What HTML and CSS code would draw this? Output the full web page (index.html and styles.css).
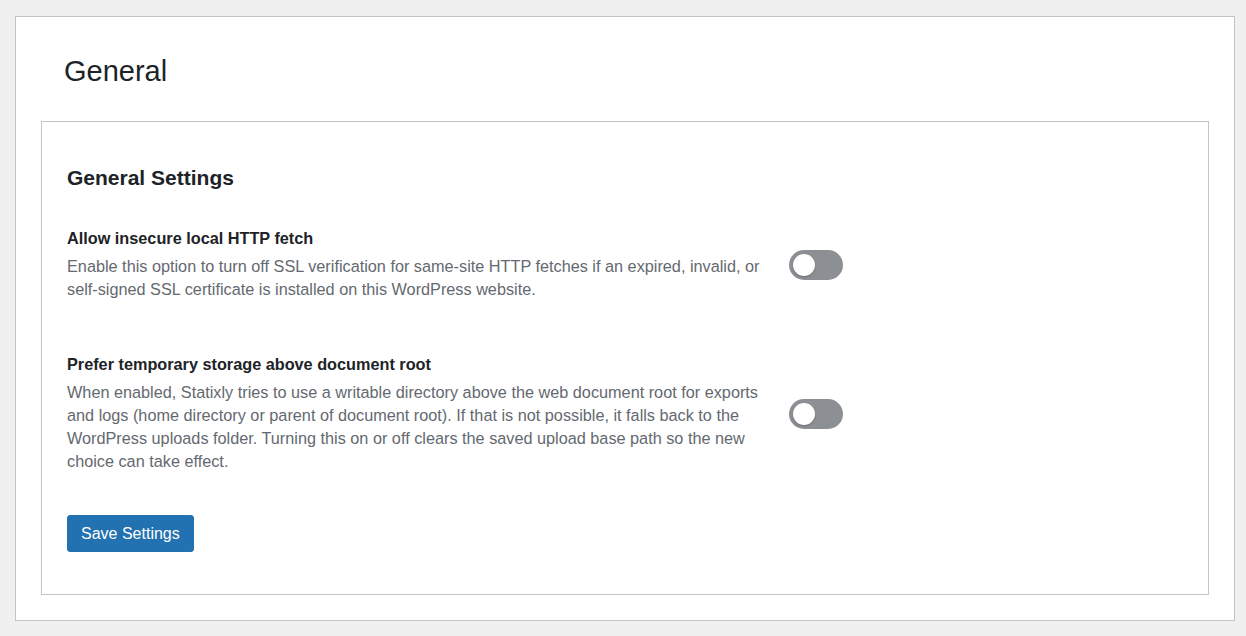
FILE: index.html
```html
<!DOCTYPE html>
<html lang="en">
<head>
    <meta charset="UTF-8">
    <meta name="viewport" content="width=device-width, initial-scale=1.0">
    <title>General</title>
    <link rel="stylesheet" href="styles.css">
</head>
<body>
    <div class="wrap">
        <h1>General</h1>

        <form class="settings-box">
            <h2>General Settings</h2>

            <div class="setting-row">
                <div class="setting-text">
                    <div class="setting-label">Allow insecure local HTTP fetch</div>
                    <p class="setting-desc">Enable this option to turn off SSL verification for same-site HTTP fetches if an expired, invalid, or self-signed SSL certificate is installed on this WordPress website.</p>
                </div>
                <label class="switch">
                    <input type="checkbox" name="allow_insecure_fetch">
                    <span class="slider"></span>
                </label>
            </div>

            <div class="setting-row">
                <div class="setting-text">
                    <div class="setting-label">Prefer temporary storage above document root</div>
                    <p class="setting-desc">When enabled, Statixly tries to use a writable directory above the web document root for exports and logs (home directory or parent of document root). If that is not possible, it falls back to the WordPress uploads folder. Turning this on or off clears the saved upload base path so the new choice can take effect.</p>
                </div>
                <label class="switch">
                    <input type="checkbox" name="prefer_above_root">
                    <span class="slider"></span>
                </label>
            </div>

            <button type="submit" class="save-btn">Save Settings</button>
        </form>
    </div>
</body>
</html>
```

FILE: styles.css
```css
:root {
    --page-bg: #f0f0f1;
    --border-color: #c3c4c7;
    --heading-color: #1d2327;
    --text-muted: #646970;
    --toggle-off: #8c8f94;
    --primary: #2271b1;
    --primary-hover: #135e96;
}

body, html {
    font-family: 'Liberation Sans', Arial, sans-serif;
    background-color: var(--page-bg);
    margin: 0;
    padding: 0;
}

.wrap {
    margin: 16px 11px 16px 15px;
    padding: 38px 25px 25px;
    background-color: #fff;
    border: 1px solid var(--border-color);
}

h1 {
    margin: 0 0 34px 23px;
    font-size: 29px;
    font-weight: 400;
    line-height: 32px;
    color: var(--heading-color);
}

.settings-box {
    border: 1px solid var(--border-color);
    padding: 44px 25px 42px;
}

h2 {
    margin: 0 0 38px;
    font-size: 21px;
    font-weight: 700;
    line-height: 24px;
    color: var(--heading-color);
}

.setting-row {
    display: flex;
    align-items: center;
    margin-bottom: 53px;
}

.setting-row + .setting-row {
    margin-bottom: 42px;
}

.setting-text {
    width: 700px;
}

.setting-label {
    font-size: 16.25px;
    font-weight: 700;
    line-height: 20px;
    color: var(--heading-color);
}

.setting-desc {
    margin: 7px 0 0;
    font-size: 16.25px;
    line-height: 23px;
    color: var(--text-muted);
}

.switch {
    position: relative;
    display: inline-block;
    width: 54px;
    height: 30px;
    margin-left: 22px;
    flex-shrink: 0;
    cursor: pointer;
}

.switch input {
    opacity: 0;
    width: 0;
    height: 0;
}

.slider {
    position: absolute;
    inset: 0;
    background-color: var(--toggle-off);
    border-radius: 15px;
    transition: background-color 0.2s;
}

.slider::before {
    content: "";
    position: absolute;
    left: 4px;
    top: 4px;
    width: 22px;
    height: 22px;
    border-radius: 50%;
    background-color: #fff;
    box-shadow: 0 1px 2px rgba(0, 0, 0, 0.25);
    transition: transform 0.2s;
}

.switch input:checked + .slider {
    background-color: var(--primary);
}

.switch input:checked + .slider::before {
    transform: translateX(24px);
}

.save-btn {
    display: inline-block;
    background-color: var(--primary);
    color: #fff;
    border: 1px solid var(--primary);
    border-radius: 3px;
    padding: 0 13px;
    height: 37px;
    font-family: inherit;
    font-size: 16px;
    line-height: 35px;
    cursor: pointer;
}

.save-btn:hover {
    background-color: var(--primary-hover);
}
```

- [GOAL]: Copy the listing in full and without alteration, omitting every picture.

- [THE REPLY]:
What HTML and CSS code would draw this? Output the full web page (index.html and styles.css).
FILE: index.html
```html
<!DOCTYPE html>
<html lang="en">
<head>
    <meta charset="UTF-8">
    <meta name="viewport" content="width=device-width, initial-scale=1.0">
    <title>General</title>
    <link rel="stylesheet" href="styles.css">
</head>
<body>
    <div class="wrap">
        <h1>General</h1>

        <form class="settings-box">
            <h2>General Settings</h2>

            <div class="setting-row">
                <div class="setting-text">
                    <div class="setting-label">Allow insecure local HTTP fetch</div>
                    <p class="setting-desc">Enable this option to turn off SSL verification for same-site HTTP fetches if an expired, invalid, or self-signed SSL certificate is installed on this WordPress website.</p>
                </div>
                <label class="switch">
                    <input type="checkbox" name="allow_insecure_fetch">
                    <span class="slider"></span>
                </label>
            </div>

            <div class="setting-row">
                <div class="setting-text">
                    <div class="setting-label">Prefer temporary storage above document root</div>
                    <p class="setting-desc">When enabled, Statixly tries to use a writable directory above the web document root for exports and logs (home directory or parent of document root). If that is not possible, it falls back to the WordPress uploads folder. Turning this on or off clears the saved upload base path so the new choice can take effect.</p>
                </div>
                <label class="switch">
                    <input type="checkbox" name="prefer_above_root">
                    <span class="slider"></span>
                </label>
            </div>

            <button type="submit" class="save-btn">Save Settings</button>
        </form>
    </div>
</body>
</html>
```

FILE: styles.css
```css
:root {
    --page-bg: #f0f0f1;
    --border-color: #c3c4c7;
    --heading-color: #1d2327;
    --text-muted: #646970;
    --toggle-off: #8c8f94;
    --primary: #2271b1;
    --primary-hover: #135e96;
}

body, html {
    font-family: 'Liberation Sans', Arial, sans-serif;
    background-color: var(--page-bg);
    margin: 0;
    padding: 0;
}

.wrap {
    margin: 16px 11px 16px 15px;
    padding: 38px 25px 25px;
    background-color: #fff;
    border: 1px solid var(--border-color);
}

h1 {
    margin: 0 0 34px 23px;
    font-size: 29px;
    font-weight: 400;
    line-height: 32px;
    color: var(--heading-color);
}

.settings-box {
    border: 1px solid var(--border-color);
    padding: 44px 25px 42px;
}

h2 {
    margin: 0 0 38px;
    font-size: 21px;
    font-weight: 700;
    line-height: 24px;
    color: var(--heading-color);
}

.setting-row {
    display: flex;
    align-items: center;
    margin-bottom: 53px;
}

.setting-row + .setting-row {
    margin-bottom: 42px;
}

.setting-text {
    width: 700px;
}

.setting-label {
    font-size: 16.25px;
    font-weight: 700;
    line-height: 20px;
    color: var(--heading-color);
}

.setting-desc {
    margin: 7px 0 0;
    font-size: 16.25px;
    line-height: 23px;
    color: var(--text-muted);
}

.switch {
    position: relative;
    display: inline-block;
    width: 54px;
    height: 30px;
    margin-left: 22px;
    flex-shrink: 0;
    cursor: pointer;
}

.switch input {
    opacity: 0;
    width: 0;
    height: 0;
}

.slider {
    position: absolute;
    inset: 0;
    background-color: var(--toggle-off);
    border-radius: 15px;
    transition: background-color 0.2s;
}

.slider::before {
    content: "";
    position: absolute;
    left: 4px;
    top: 4px;
    width: 22px;
    height: 22px;
    border-radius: 50%;
    background-color: #fff;
    box-shadow: 0 1px 2px rgba(0, 0, 0, 0.25);
    transition: transform 0.2s;
}

.switch input:checked + .slider {
    background-color: var(--primary);
}

.switch input:checked + .slider::before {
    transform: translateX(24px);
}

.save-btn {
    display: inline-block;
    background-color: var(--primary);
    color: #fff;
    border: 1px solid var(--primary);
    border-radius: 3px;
    padding: 0 13px;
    height: 37px;
    font-family: inherit;
    font-size: 16px;
    line-height: 35px;
    cursor: pointer;
}

.save-btn:hover {
    background-color: var(--primary-hover);
}
```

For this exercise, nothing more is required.